[TASK INSTRUCTIONS]:
Examine each line of the data. Copy those that contain the string "components".

[DATA BLOCK]:
________________
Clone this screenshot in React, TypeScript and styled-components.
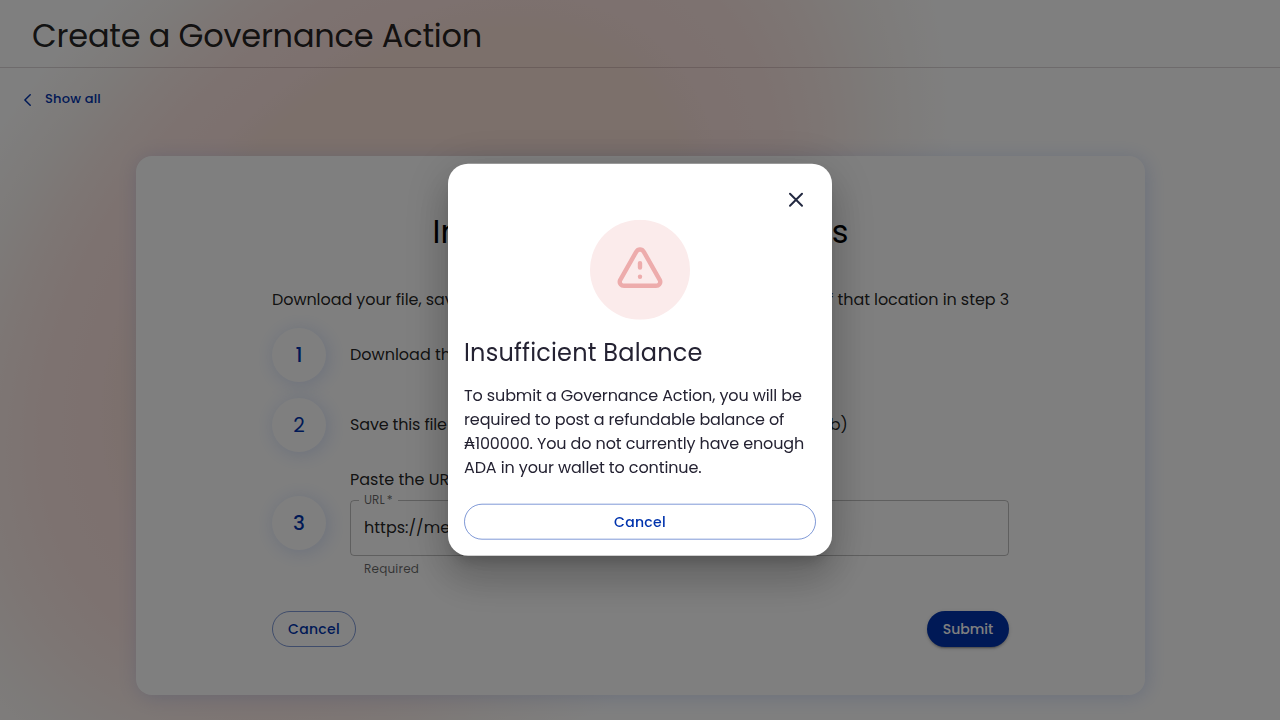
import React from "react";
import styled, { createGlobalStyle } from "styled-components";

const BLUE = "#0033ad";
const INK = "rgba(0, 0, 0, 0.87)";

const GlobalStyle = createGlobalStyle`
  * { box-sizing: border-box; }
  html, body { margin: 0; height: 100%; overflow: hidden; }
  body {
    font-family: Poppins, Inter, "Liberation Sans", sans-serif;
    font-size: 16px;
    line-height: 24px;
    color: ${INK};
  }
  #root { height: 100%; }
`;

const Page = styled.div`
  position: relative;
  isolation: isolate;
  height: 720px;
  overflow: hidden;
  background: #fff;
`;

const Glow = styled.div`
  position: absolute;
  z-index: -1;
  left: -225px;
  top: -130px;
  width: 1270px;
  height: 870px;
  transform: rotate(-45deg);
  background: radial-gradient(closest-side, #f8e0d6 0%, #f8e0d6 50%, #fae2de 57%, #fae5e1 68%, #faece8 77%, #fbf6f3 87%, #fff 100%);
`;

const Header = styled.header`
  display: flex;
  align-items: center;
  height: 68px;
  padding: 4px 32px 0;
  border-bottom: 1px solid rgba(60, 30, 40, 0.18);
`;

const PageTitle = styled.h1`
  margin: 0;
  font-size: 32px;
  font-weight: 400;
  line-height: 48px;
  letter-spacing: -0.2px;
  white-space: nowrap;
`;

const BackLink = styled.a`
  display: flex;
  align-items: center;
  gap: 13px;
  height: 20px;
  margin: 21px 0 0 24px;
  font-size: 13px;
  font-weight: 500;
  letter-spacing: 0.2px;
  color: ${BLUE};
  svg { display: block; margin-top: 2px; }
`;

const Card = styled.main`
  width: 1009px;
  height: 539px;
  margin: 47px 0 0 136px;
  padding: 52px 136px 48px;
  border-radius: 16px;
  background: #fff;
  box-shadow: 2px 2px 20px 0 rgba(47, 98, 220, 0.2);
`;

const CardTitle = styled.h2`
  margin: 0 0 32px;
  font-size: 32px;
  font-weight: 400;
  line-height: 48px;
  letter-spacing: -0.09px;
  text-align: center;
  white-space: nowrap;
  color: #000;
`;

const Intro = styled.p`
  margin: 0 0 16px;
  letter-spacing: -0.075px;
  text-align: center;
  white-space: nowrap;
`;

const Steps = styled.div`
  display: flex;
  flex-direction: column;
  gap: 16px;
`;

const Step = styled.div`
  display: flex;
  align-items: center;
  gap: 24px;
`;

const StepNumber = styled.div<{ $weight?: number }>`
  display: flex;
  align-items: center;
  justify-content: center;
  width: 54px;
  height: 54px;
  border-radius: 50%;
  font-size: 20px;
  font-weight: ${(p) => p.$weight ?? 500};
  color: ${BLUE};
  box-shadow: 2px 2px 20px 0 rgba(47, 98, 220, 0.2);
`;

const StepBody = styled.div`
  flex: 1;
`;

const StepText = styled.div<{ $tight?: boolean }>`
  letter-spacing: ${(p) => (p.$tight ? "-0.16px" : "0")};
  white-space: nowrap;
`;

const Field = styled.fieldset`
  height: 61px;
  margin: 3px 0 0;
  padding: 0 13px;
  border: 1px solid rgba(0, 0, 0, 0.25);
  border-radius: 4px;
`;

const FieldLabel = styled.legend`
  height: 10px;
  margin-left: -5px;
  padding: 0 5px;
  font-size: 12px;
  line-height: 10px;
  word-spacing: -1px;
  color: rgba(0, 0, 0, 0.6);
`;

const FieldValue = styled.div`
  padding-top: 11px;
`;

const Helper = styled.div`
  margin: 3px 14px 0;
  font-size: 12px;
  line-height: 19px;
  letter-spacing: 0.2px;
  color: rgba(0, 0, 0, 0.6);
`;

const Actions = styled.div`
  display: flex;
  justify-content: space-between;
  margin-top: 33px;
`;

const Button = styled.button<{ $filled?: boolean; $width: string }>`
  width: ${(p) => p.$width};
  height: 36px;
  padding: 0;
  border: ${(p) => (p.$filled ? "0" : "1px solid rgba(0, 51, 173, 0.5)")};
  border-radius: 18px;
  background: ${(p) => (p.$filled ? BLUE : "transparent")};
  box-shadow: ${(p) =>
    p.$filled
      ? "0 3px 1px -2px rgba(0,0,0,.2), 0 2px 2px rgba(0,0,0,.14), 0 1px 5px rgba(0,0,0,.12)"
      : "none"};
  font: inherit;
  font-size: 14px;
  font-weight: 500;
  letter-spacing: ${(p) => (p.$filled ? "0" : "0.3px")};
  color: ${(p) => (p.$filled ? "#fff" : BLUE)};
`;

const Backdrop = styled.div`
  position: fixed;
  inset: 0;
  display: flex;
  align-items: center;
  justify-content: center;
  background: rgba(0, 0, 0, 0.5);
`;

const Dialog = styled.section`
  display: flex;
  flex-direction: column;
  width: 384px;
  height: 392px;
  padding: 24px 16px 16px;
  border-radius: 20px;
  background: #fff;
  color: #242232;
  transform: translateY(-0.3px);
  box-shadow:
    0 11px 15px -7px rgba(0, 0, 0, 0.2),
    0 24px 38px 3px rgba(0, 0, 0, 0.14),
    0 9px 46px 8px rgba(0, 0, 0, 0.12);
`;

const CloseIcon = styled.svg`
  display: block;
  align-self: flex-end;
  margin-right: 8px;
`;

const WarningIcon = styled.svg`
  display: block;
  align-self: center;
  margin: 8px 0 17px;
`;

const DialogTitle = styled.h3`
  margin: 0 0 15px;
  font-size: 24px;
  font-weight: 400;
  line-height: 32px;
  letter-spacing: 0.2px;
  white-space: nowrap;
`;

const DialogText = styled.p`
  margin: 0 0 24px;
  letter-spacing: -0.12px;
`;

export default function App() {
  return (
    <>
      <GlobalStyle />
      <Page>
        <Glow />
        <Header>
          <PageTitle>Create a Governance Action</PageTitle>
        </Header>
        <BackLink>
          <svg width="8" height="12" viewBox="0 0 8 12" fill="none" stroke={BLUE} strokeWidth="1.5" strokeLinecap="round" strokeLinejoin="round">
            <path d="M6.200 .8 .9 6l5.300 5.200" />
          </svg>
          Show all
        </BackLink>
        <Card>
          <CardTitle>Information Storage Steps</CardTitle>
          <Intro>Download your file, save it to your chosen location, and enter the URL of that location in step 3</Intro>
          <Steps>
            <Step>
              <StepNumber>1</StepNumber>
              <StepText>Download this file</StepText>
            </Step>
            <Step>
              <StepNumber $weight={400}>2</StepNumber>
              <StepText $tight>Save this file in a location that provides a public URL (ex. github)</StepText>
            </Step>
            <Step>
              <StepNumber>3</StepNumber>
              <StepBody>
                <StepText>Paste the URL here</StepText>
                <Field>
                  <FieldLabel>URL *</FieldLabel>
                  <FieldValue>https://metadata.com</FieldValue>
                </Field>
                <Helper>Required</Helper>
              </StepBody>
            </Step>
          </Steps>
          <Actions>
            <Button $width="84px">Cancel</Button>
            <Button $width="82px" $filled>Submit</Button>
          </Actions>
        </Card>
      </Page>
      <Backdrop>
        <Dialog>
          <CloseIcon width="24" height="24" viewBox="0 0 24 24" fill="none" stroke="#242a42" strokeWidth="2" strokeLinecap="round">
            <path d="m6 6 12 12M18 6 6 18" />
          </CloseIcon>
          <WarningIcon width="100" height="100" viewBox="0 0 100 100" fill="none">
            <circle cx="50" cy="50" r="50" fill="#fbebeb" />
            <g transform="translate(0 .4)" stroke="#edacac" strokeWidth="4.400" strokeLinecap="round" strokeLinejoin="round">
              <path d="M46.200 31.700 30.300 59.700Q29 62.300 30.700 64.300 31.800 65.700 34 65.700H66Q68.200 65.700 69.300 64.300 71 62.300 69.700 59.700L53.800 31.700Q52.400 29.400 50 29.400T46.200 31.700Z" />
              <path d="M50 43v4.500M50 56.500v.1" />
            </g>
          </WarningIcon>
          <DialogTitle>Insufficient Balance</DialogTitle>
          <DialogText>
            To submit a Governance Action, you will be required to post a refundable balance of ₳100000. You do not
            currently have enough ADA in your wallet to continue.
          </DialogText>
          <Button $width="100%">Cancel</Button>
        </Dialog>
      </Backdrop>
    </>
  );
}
________________
[SOLUTION FOR THIS PROBLEM]:
Clone this screenshot in React, TypeScript and styled-components.
import styled, { createGlobalStyle } from "styled-components";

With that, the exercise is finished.